Related Work & Insights¶
- vs Platonic Representation Hypothesis: PRH proposes a macro-conjecture of "models converging to a shared representation" but does not specify geometry. UNE defines Gaussianity as a key geometric constraint and unifies the encoder and generator families.
- vs Latent linear stitching work (LIT, Model Stitching): These works prove linear alignment within the same family; UNE's contribution is extending alignment across families (Encoder ↔ Generator).
- vs StyleGAN latent space editing: While StyleGAN's W/W+ spaces support linear editing, diffusion models lack a persistent latent code. UNE shows that DDIM inversion noise naturally possesses a similar linear semantic structure.
Rating¶
- Novelty: ⭐⭐⭐⭐⭐ Extremely high conceptual innovation by unifying encoders and generative models under the same Gaussian latent space hypothesis.

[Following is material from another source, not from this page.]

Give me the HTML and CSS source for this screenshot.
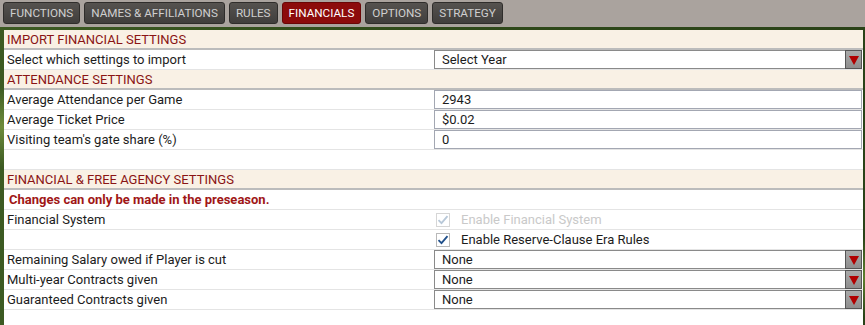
FILE: index.html
```html
<!DOCTYPE html>
<html lang="en">
<head>
    <meta charset="UTF-8">
    <title>Financials</title>
    <link rel="stylesheet" href="styles.css">
</head>
<body>
    <div class="tabs">
        <div class="tab">FUNCTIONS</div>
        <div class="tab">NAMES &amp; AFFILIATIONS</div>
        <div class="tab">RULES</div>
        <div class="tab active">FINANCIALS</div>
        <div class="tab">OPTIONS</div>
        <div class="tab">STRATEGY</div>
    </div>
    <div class="field">
        <div class="panel">
            <div class="row header">IMPORT FINANCIAL SETTINGS</div>
            <div class="row">
                <div class="label">Select which settings to import</div>
                <div class="control"><div class="select">Select Year<span class="arrow"></span></div></div>
            </div>
            <div class="row header">ATTENDANCE SETTINGS</div>
            <div class="row">
                <div class="label">Average Attendance per Game</div>
                <div class="control"><div class="input">2943</div></div>
            </div>
            <div class="row">
                <div class="label">Average Ticket Price</div>
                <div class="control"><div class="input">$0.02</div></div>
            </div>
            <div class="row">
                <div class="label">Visiting team's gate share (%)</div>
                <div class="control"><div class="input">0</div></div>
            </div>
            <div class="row"></div>
            <div class="row header">FINANCIAL &amp; FREE AGENCY SETTINGS</div>
            <div class="row warning">Changes can only be made in the preseason.</div>
            <div class="row">
                <div class="label">Financial System</div>
                <div class="control">
                    <label class="check disabled"><span class="box"><svg width="12" height="10" viewBox="0 0 12 10"><path d="M1.5 5.2 L4.5 8.2 L10.5 1.2" fill="none" stroke="currentColor" stroke-width="1.8"/></svg></span>Enable Financial System</label>
                </div>
            </div>
            <div class="row">
                <div class="label"></div>
                <div class="control">
                    <label class="check"><span class="box"><svg width="12" height="10" viewBox="0 0 12 10"><path d="M1.5 5.2 L4.5 8.2 L10.5 1.2" fill="none" stroke="currentColor" stroke-width="1.8"/></svg></span>Enable Reserve-Clause Era Rules</label>
                </div>
            </div>
            <div class="row">
                <div class="label">Remaining Salary owed if Player is cut</div>
                <div class="control"><div class="select">None<span class="arrow"></span></div></div>
            </div>
            <div class="row">
                <div class="label">Multi-year Contracts given</div>
                <div class="control"><div class="select">None<span class="arrow"></span></div></div>
            </div>
            <div class="row">
                <div class="label">Guaranteed Contracts given</div>
                <div class="control"><div class="select">None<span class="arrow"></span></div></div>
            </div>
        </div>
    </div>
</body>
</html>
```

FILE: styles.css
```css
body {
    margin: 0;
    padding: 0;
    width: 865px;
    height: 325px;
    overflow: hidden;
    font-family: Roboto, "Liberation Sans", sans-serif;
    font-size: 13px;
    color: #1c1c1c;
    background: #a9a29c;
}
.tabs {
    display: flex;
    gap: 4px;
    height: 27px;
    padding: 2px 0 0 3px;
    box-sizing: border-box;
    background: #aaa39e;
}
.tab {
    height: 22px;
    line-height: 21px;
    padding: 0 6px;
    color: #cfcfcf;
    font-size: 11.7px;
    background: linear-gradient(#55524f, #403e3c);
    border: 1px solid #2f2d2b;
    border-radius: 3px;
    box-sizing: border-box;
}
.tab.active {
    color: #fff;
    background: #8c0b0b;
    border-color: #6a0606;
}
.field {
    height: 298px;
    padding: 3px 2px 0 4px;
    background:
        radial-gradient(circle at 2px 100px, #6e8c3c 0, transparent 40px),
        radial-gradient(circle at 862px 250px, #5e7f2e 0, transparent 40px),
        linear-gradient(90deg, #3c5a22, #2f4a1a 50%, #2a4218);
}
.panel {
    background: #fff;
    height: 295px;
}
.row {
    display: flex;
    align-items: center;
    height: 20px;
    border-bottom: 1px solid #e4e4e4;
    box-sizing: border-box;
    padding-left: 3px;
}
.header {
    background: #f9f1e5;
    color: #8a1414;
    border-bottom: 2px solid #bcbcbc;
    height: 20px;
}
.warning {
    color: #a01616;
    font-weight: bold;
    padding-left: 5px;
}
.label {
    width: 427px;
    flex: none;
}
.control {
    flex: 1;
    padding-right: 1px;
}
.input, .select {
    position: relative;
    height: 19px;
    line-height: 17px;
    border: 1px solid #a3a7b2;
    box-sizing: border-box;
    padding-left: 7px;
    background: #fff;
}
.select {
    border-color: #8a8a8a;
}
.arrow {
    position: absolute;
    right: -1px;
    top: -1px;
    width: 17px;
    height: 19px;
    box-sizing: border-box;
    border: 1px solid #555;
    background: linear-gradient(#a9a9a9, #8e8e8e);
}
.arrow::after {
    content: "";
    position: absolute;
    left: 3px;
    top: 5px;
    border-left: 5px solid transparent;
    border-right: 5px solid transparent;
    border-top: 9px solid #b00000;
}
.check {
    display: flex;
    align-items: center;
    gap: 11px;
    padding-left: 2px;
}
.box {
    display: flex;
    align-items: center;
    justify-content: center;
    width: 14px;
    height: 14px;
    box-sizing: border-box;
    border: 1px solid #b9b9b9;
    color: #1f4f8a;
}
.check.disabled {
    color: #c9c9c9;
}
.check.disabled .box {
    color: #b8c8d8;
    border-color: #d6d6d6;
}
```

- Experimental Thoroughness: ⭐⭐⭐⭐ Comprehensive testing of Gaussianity, cross-space mapping, linear editing, and shared subspaces, though restricted to the CelebA dataset.
- Writing Quality: ⭐⭐⭐⭐⭐ Fluent narrative from hypothesis to theory to experiment, logical clarity, and excellent chart design.
- Value: ⭐⭐⭐⭐⭐ Proposes a unified perspective that could profoundly influence the fields of representation learning and generative models.